At last, the world got a break. The centre has held. Yesterday (24 April), 2022 stopped being 2022 just long enough for Emmanuel Macron to see off Marine Le Pen and secure re-election as the president of France. The result came as a great relief to millions around the world.
Many are tempted to try and read into the result some grander narrative in which Europe remains a sort of liberal Hyperborea, a paradise from which the British expelled themselves in 2016 (together with Americans in electing Donald Trump). On closer inspection, however, this conception doesn’t quite square with the bald reality: the Rassemblement National (RN), a party explicitly rooted in the post-fascist far right, has just taken 41 per cent of the second-round vote in one of the European Union’s most important member states.
Admirers in Britain have long been prepared to overlook the unfortunate truth that France is home to one of the world’s largest white far-right parties. While Macron might have won yesterday’s election, the trend of the far right is only upward in France. Back in 2002, when Jean-Marie Le Pen, Marine’s father, first broke through to contest the second round of the presidential election, French voters united around Jacques Chirac and rejected the Front National (as the RN was known at the time) by more than four to one. The elder Le Pen took less than 18 per cent of the second-round vote. Yet in 2017, his daughter Marine won more than 33 per cent – and yesterday, she won 41 per cent. Furthermore, while in Britain even the respectable right has serious trouble wooing younger voters, polling by YouGov has suggested that in France the RN is ahead with voters aged 18-24, as well as winning voters directly from the far left.

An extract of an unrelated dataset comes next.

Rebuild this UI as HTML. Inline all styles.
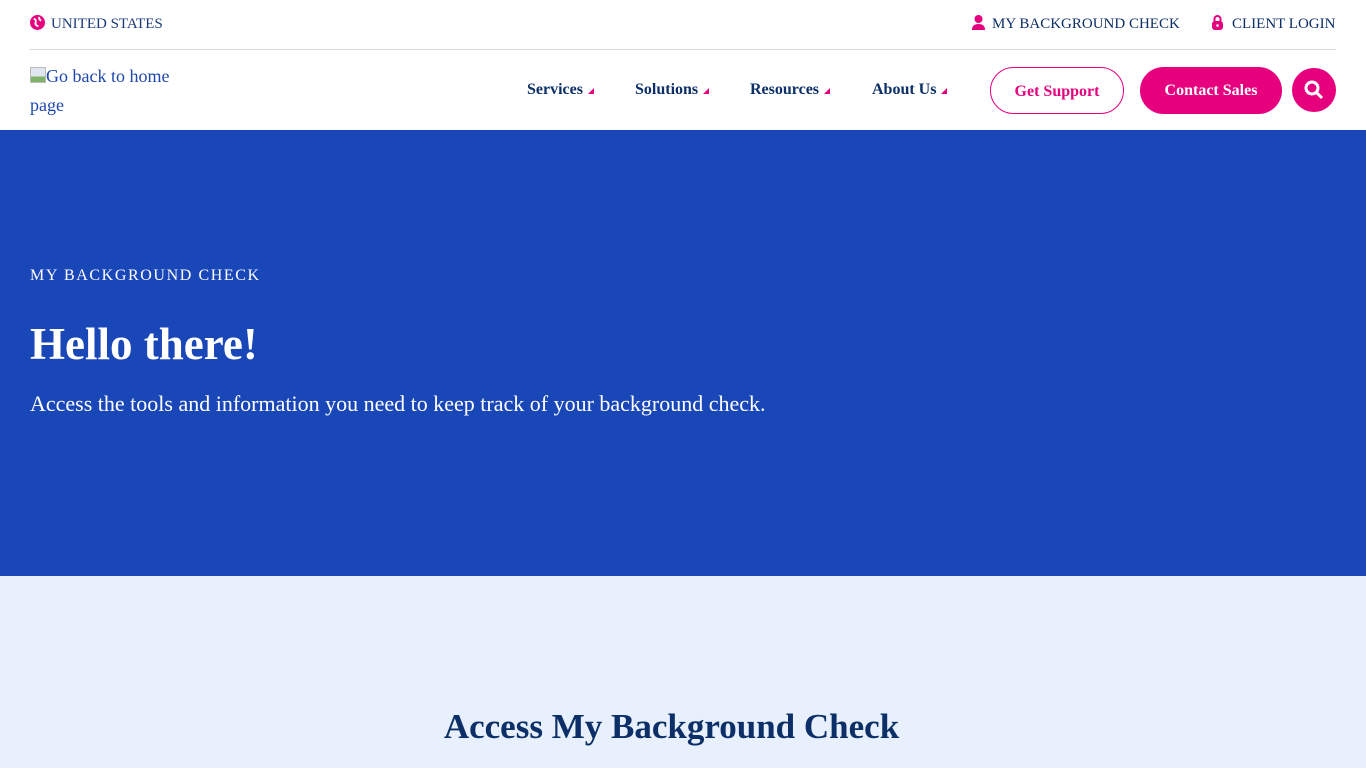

France is not the only EU country to display this trend, however: there are plenty of other correctives for anyone who, despairing of the UK’s current government, might pine for a lost Eden across the English Channel. Across southern Europe the long political legacy of the EU’s tough response to the financial crisis plays out in the rise of right-wing parties that, like the RN, harbour more or less explicit links to historical anti-democratic movements. Italy not only contains the populist party Lega Nord but its smaller ally Fratelli d’Italia, whose logo features the familiar tricoloured flame of the postwar far right.
In Spain meanwhile, Vox, a party with Francoist undertones, has outflanked Madrid’s traditional parties of the right on the question of Spanish unity, and secured its first beachhead in government. In eastern Europe, there is the organised, multinational challenge of the Visegrád Group; while in wealthy northern Europe, the social democratic Danish government recently adopted what Foreign Policy called “one of the harshest refugee policies in the world”.
In contrast, despite the performative toughness of the Rwanda proposals, the United Kingdom operates what the statistics show to be a pretty liberal immigration regime. Whatever its flaws, no sober observer can conflate the Conservative Party with the far-right movements gaining ground on the continent.
None of this is proof that Brexit was a good idea, of course, nor that France and Europe are not home to real liberal achievements. But we should accept that a country in which Le Pen takes 40 per cent of the vote is no nirvana.